REQUIREMENT: Pull out each line of the data that includes the word "this".

----- DATA SECTION -----

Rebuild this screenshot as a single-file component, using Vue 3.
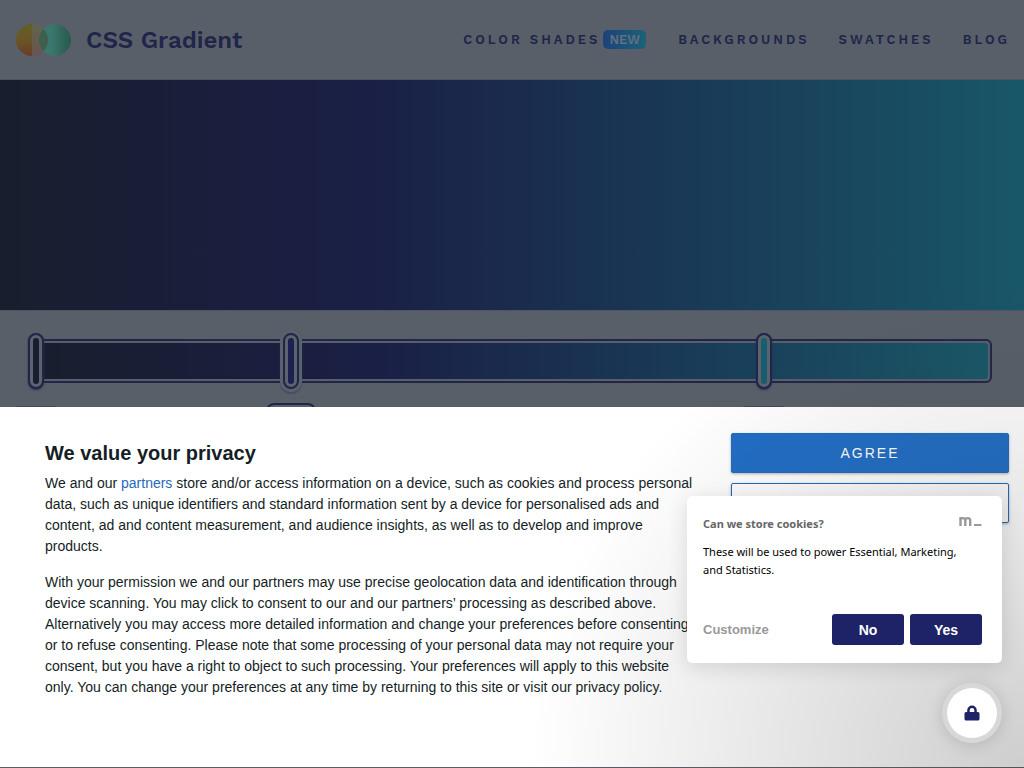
<script setup>
const stops = [
  { id: 1, pos: 0, color: '#191e2e', active: false },
  { id: 2, pos: 27, color: '#1c2150', active: true },
  { id: 3, pos: 77, color: '#195d70', active: false },
]
</script>

<template>
  <div class="page">
    <header class="header">
      <a class="brand" href="#">
        <svg class="logo" viewBox="0 0 56 32" aria-hidden="true">
          <defs>
            <linearGradient id="warm" x1="0" y1="0" x2="0" y2="1">
              <stop offset="0" stop-color="#625f27" />
              <stop offset="0.5" stop-color="#695627" />
              <stop offset="1" stop-color="#693d2b" />
            </linearGradient>
            <linearGradient id="pale" x1="0" y1="0" x2="0" y2="1">
              <stop offset="0" stop-color="#62644d" />
              <stop offset="1" stop-color="#6b5450" />
            </linearGradient>
            <linearGradient id="mint" x1="0" y1="0" x2="1" y2="0">
              <stop offset="0" stop-color="#3c7872" />
              <stop offset="0.4" stop-color="#3b766d" />
              <stop offset="1" stop-color="#28594c" />
            </linearGradient>
            <clipPath id="lens"><circle cx="16" cy="16" r="16" /></clipPath>
          </defs>
          <circle cx="16" cy="16" r="16" fill="url(#pale)" />
          <path d="M16 0a16 16 0 0 0 0 32z" fill="url(#warm)" />
          <circle cx="39" cy="16" r="16" fill="url(#mint)" />
          <circle cx="39" cy="16" r="16" fill="#3e5f4e" clip-path="url(#lens)" />
        </svg>
        <span>CSS Gradient</span>
      </a>
      <nav class="nav">
        <a href="#">Color Shades<span class="badge">NEW</span></a>
        <a href="#">Backgrounds</a>
        <a href="#">Swatches</a>
        <a href="#">Blog</a>
      </nav>
    </header>

    <section class="hero"></section>

    <section class="editor">
      <div class="bar">
        <div class="fill"></div>
        <div class="track">
          <button
            v-for="s in stops"
            :key="s.id"
            class="handle"
            :class="{ active: s.active }"
            :style="{ left: s.pos + '%' }"
            :aria-label="'Colour stop ' + s.id"
          >
            <i :style="{ background: s.color }"></i>
          </button>
          <span
            v-for="s in stops"
            :key="'p' + s.id"
            class="position"
            :class="{ current: s.active }"
            :style="{ left: s.pos + '%' }"
          ></span>
        </div>
      </div>
    </section>

    <section class="consent" role="dialog" aria-labelledby="consent-title">
      <div class="copy">
        <h2 id="consent-title">We value your privacy</h2>
        <p>
          We and our <a href="#">partners</a> store and/or access information on a device, such as
          cookies and process personal data, such as unique identifiers and standard information
          sent by a device for personalised ads and content, ad and content measurement, and
          audience insights, as well as to develop and improve products.
        </p>
        <p>
          With your permission we and our partners may use precise geolocation data and
          identification through device scanning. You may click to consent to our and our partners’
          processing as described above. Alternatively you may access more detailed information and
          change your preferences before consenting or to refuse consenting. Please note that some
          processing of your personal data may not require your consent, but you have a right to
          object to such processing. Your preferences will apply to this website only. You can
          change your preferences at any time by returning to this site or visit our privacy policy.
        </p>
      </div>
      <div class="choices">
        <button class="agree">AGREE</button>
        <button class="more" aria-label="Options"></button>
      </div>
    </section>

    <div class="shade"></div>

    <section class="cookies" role="dialog" aria-labelledby="cookies-title">
      <div class="cookies-head">
        <h3 id="cookies-title">Can we store cookies?</h3>
        <svg class="mark" viewBox="0 0 23 12" aria-hidden="true">
          <path d="M1.500 11V2M1.500 5.500C1.500 2.300 6.300 2.300 6.300 5.500V11M6.300 5.500C6.300 2.300 11.200 2.300 11.200 5.500V11" fill="none" stroke="#999" stroke-width="2.400" />
          <path d="M15 10h7.500" stroke="#999" stroke-width="2" />
        </svg>
      </div>
      <p>These will be used to power Essential, Marketing, and Statistics.</p>
      <div class="cookies-actions">
        <button class="customize">Customize</button>
        <button class="solid">No</button>
        <button class="solid">Yes</button>
      </div>
    </section>

    <button class="lock" aria-label="Privacy settings">
      <svg viewBox="0 0 16 16" aria-hidden="true">
        <path d="M3.200 7V5.300a4.800 4.800 0 0 1 9.600 0V7h1.200A1.500 1.500 0 0 1 15.500 8.500V14A1.500 1.500 0 0 1 14 15.500H2A1.500 1.500 0 0 1 .5 14V8.500A1.500 1.500 0 0 1 2 7zM5.700 7h4.600V5.300a2.300 2.300 0 0 0-4.600 0z" fill="#1d2366" />
      </svg>
    </button>
  </div>
</template>

<style>
body {
  background: #585f68;
  overflow: hidden;
}
</style>

<style scoped>
.page {
  position: relative;
  min-height: 100vh;
  overflow: hidden;
  background: #585f68;
  font-family: "Liberation Sans", Arial, sans-serif;
}
.page * {
  box-sizing: border-box;
}
button {
  font-family: inherit;
  cursor: pointer;
}
a {
  text-decoration: none;
}
.header {
  height: 80px;
  padding: 0 14px 0 16px;
  display: flex;
  align-items: center;
  justify-content: space-between;
  border-bottom: 1px solid #50555f;
  color: #20264a;
  font-family: "Work Sans", Inter, sans-serif;
}
.brand {
  display: flex;
  align-items: center;
  gap: 14px;
  color: inherit;
  font-size: 24px;
  font-weight: 600;
}
.logo {
  width: 56px;
  height: 32px;
}
.nav {
  display: flex;
  gap: 29px;
}
.nav a {
  display: flex;
  align-items: center;
  color: inherit;
  font-size: 13px;
  font-weight: 600;
  letter-spacing: 3px;
  text-transform: uppercase;
}
.badge {
  margin-left: 3px;
  margin-right: 3px;
  padding: 0 6px;
  height: 19px;
  line-height: 19px;
  border-radius: 5px;
  background: linear-gradient(90deg, #1c427a, #1b6278);
  color: #626f80;
  letter-spacing: 0;
}
.hero {
  height: 230px;
  background: linear-gradient(90deg, #191e2e 0%, #1a1f46 36%, #19425b 77%, #185768 100%);
}
.editor {
  padding: 28px 32px 0;
  border-top: 1px solid #50555f;
}
.bar {
  position: relative;
  height: 44px;
  padding: 2px;
  border: 2px solid #20264a;
  border-radius: 6px;
}
.fill {
  height: 100%;
  border-radius: 3px;
  background: linear-gradient(90deg, #191e2e 0%, #1a1f46 36%, #19425b 77%, #185768 100%);
}
.track {
  position: absolute;
  top: 0;
  bottom: 0;
  left: 2px;
  right: 9px;
}
.handle {
  position: absolute;
  top: -8px;
  width: 16px;
  height: 56px;
  margin-left: -8px;
  padding: 3px;
  border: 2px solid #20264a;
  border-radius: 8px;
  background: #5c636d;
  box-shadow: 0 1px 2px #2a2f4b;
}
.handle.active {
  box-shadow: 0 0 0 3px #5a616b, 0 2px 1px 3px #484e5b;
}
.handle i {
  display: block;
  height: 100%;
  border-radius: 4px;
}
.position {
  position: absolute;
  top: 65px;
  width: 42px;
  height: 30px;
  margin-left: -21px;
  border-top: 1px solid #42485a;
  border-radius: 3px;
}
.position.current {
  top: 62px;
  width: 50px;
  margin-left: -25px;
  border: 2px solid #20264a;
  border-radius: 8px;
}
.consent {
  position: absolute;
  left: 0;
  right: 0;
  bottom: 1px;
  min-height: 360px;
  padding: 26px 15px 0 45px;
  display: flex;
  justify-content: space-between;
  background: #fff;
  color: #141e24;
}
.copy {
  width: 652px;
  padding-top: 8px;
}
h2 {
  margin: 0 0 8px;
  font-size: 20px;
  line-height: 24px;
}
.copy p {
  margin: 0 0 15px;
  font-size: 14px;
  line-height: 21px;
}
.copy a {
  color: #1f69c0;
}
.choices {
  width: 278px;
  display: flex;
  flex-direction: column;
  gap: 10px;
}
.choices button {
  height: 40px;
  border: 1px solid #1f69c0;
  border-radius: 2px;
  font-size: 14px;
  letter-spacing: 2px;
  box-shadow: 0 1px 3px rgba(0, 0, 0, 0.3);
}
.choices .agree {
  background: #206dc5;
  color: #fff;
}
.choices .more {
  background: #fff;
}
.shade {
  position: absolute;
  right: 0;
  bottom: 0;
  width: 500px;
  height: 500px;
  pointer-events: none;
  background: radial-gradient(ellipse at bottom right, rgba(60, 60, 60, 0.25) 0%, rgba(60, 60, 60, 0) 70%);
}
.cookies {
  position: absolute;
  right: 22px;
  bottom: 105px;
  width: 315px;
  height: 167px;
  padding: 18px 20px 18px 16px;
  display: flex;
  flex-direction: column;
  border-radius: 5px;
  background: #fff;
  box-shadow: 0 4px 20px rgba(0, 0, 0, 0.12);
  font-family: "Segoe UI", "Noto Sans", sans-serif;
}
.cookies-head {
  display: flex;
  justify-content: space-between;
}
h3 {
  margin: 0;
  color: #666;
  font-size: 11px;
  line-height: 20px;
}
.mark {
  width: 23px;
  height: 12px;
  margin-top: 1px;
}
.cookies p {
  margin: 9px 0 0;
  padding-right: 16px;
  color: #000;
  font-size: 11px;
  line-height: 18px;
}
.cookies-actions {
  margin-top: auto;
  display: flex;
  gap: 6px;
  font-family: "Liberation Sans", Arial, sans-serif;
}
.cookies-actions button {
  border: 0;
  font-size: 14px;
  font-weight: 700;
}
.cookies-actions .customize {
  margin-right: auto;
  padding: 0;
  background: none;
  color: #999;
  font-size: 13px;
}
.solid {
  width: 72px;
  height: 31px;
  border-radius: 3px;
  background: #1d2366;
  color: #fff;
}
.lock {
  position: absolute;
  right: 27px;
  bottom: 30px;
  width: 50px;
  height: 50px;
  padding: 0;
  display: grid;
  place-items: center;
  border: 0;
  border-radius: 50%;
  background: #fff;
  box-shadow: 0 0 0 5px #d8d8d8, 0 2px 16px 5px rgba(0, 0, 0, 0.14);
}
.lock svg {
  width: 16px;
  height: 16px;
}
</style>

-----

SOLUTION TO THE EXERCISE:
Rebuild this screenshot as a single-file component, using Vue 3.
          object to such processing. Your preferences will apply to this website only. You can
          change your preferences at any time by returning to this site or visit our privacy policy.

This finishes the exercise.